Friday photo: Wenchi Crater Lake

Wenchi Crater Lake is a long-ish day trip from Addis Ababa. The former volcanic cone is filled with a lake and hiking trails, and there’s even a monastery on an island in the middle of the lake. Here’s a panorama shot from near the top of the trail, made from five photos stitched together (click for higher resolution):

26

10 2012

Friday photos: Meskel

Last week Ethiopia celebrated Meskel, a major holiday that commemorates the discovery of the “one true cross” on which Jesus was crucified.
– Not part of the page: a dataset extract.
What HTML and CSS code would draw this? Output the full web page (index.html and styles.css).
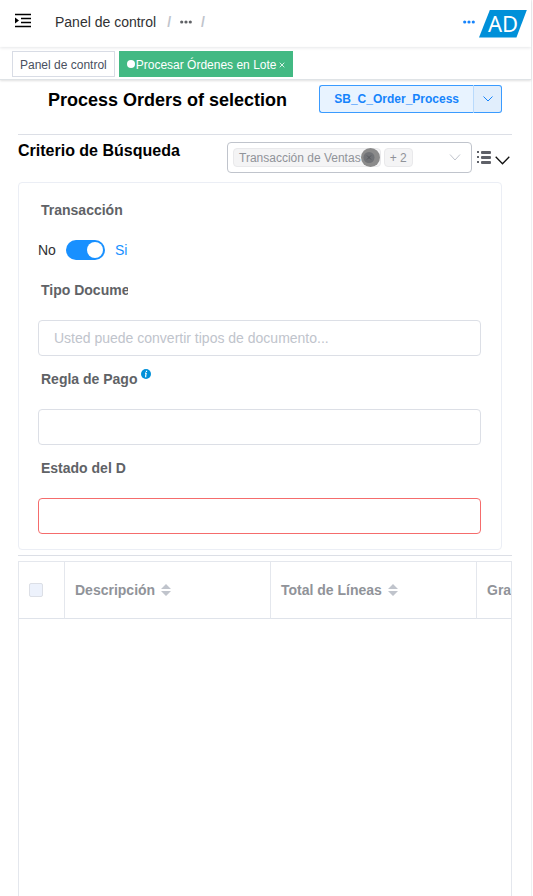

Meskel Square in Addis is the place to be — “meskel” means cross in Amharic.

Orthodox priests and actors surround the cross (yes, the thing that looks like a Christmas tree to American eyes):

Everyone brings candles, and at dusk they’re lit in a slow wave moving across the square:

The roar of the crowd grows until the cross is lit:

Documentation:

As the fire dies down the crowd scattered — but this drumming and singing circle stuck around for quite a while:

05

10 2012

Best billboard ever?

I have no idea whether this is an effective ad… but:

(Also note the address at the bottom: there’s no commonly-used system for designating addresses in Addis — or most road names for that matter — so directions often simply describe a general area close to some landmark.)

23

09 2012

Friday photos

On the drive to Jimma, the birthplace of coffee:

14

09 2012

Friday photos

These photos are of the construction site next to my office in Addis — the quality isn’t that great, but I still think they’re interesting. Some observations on this site:

  1. progress is slow
  2. manual labor is substituted for capital-intensive technology wherever possible
  3. the scaffolding is made by hand on site
  4. there’s absolutely no protective gear (no hard hats, no harnesses while hanging off the flimsy handmade scaffolding), and
  5. women are surprisingly well-represented (at least at this site).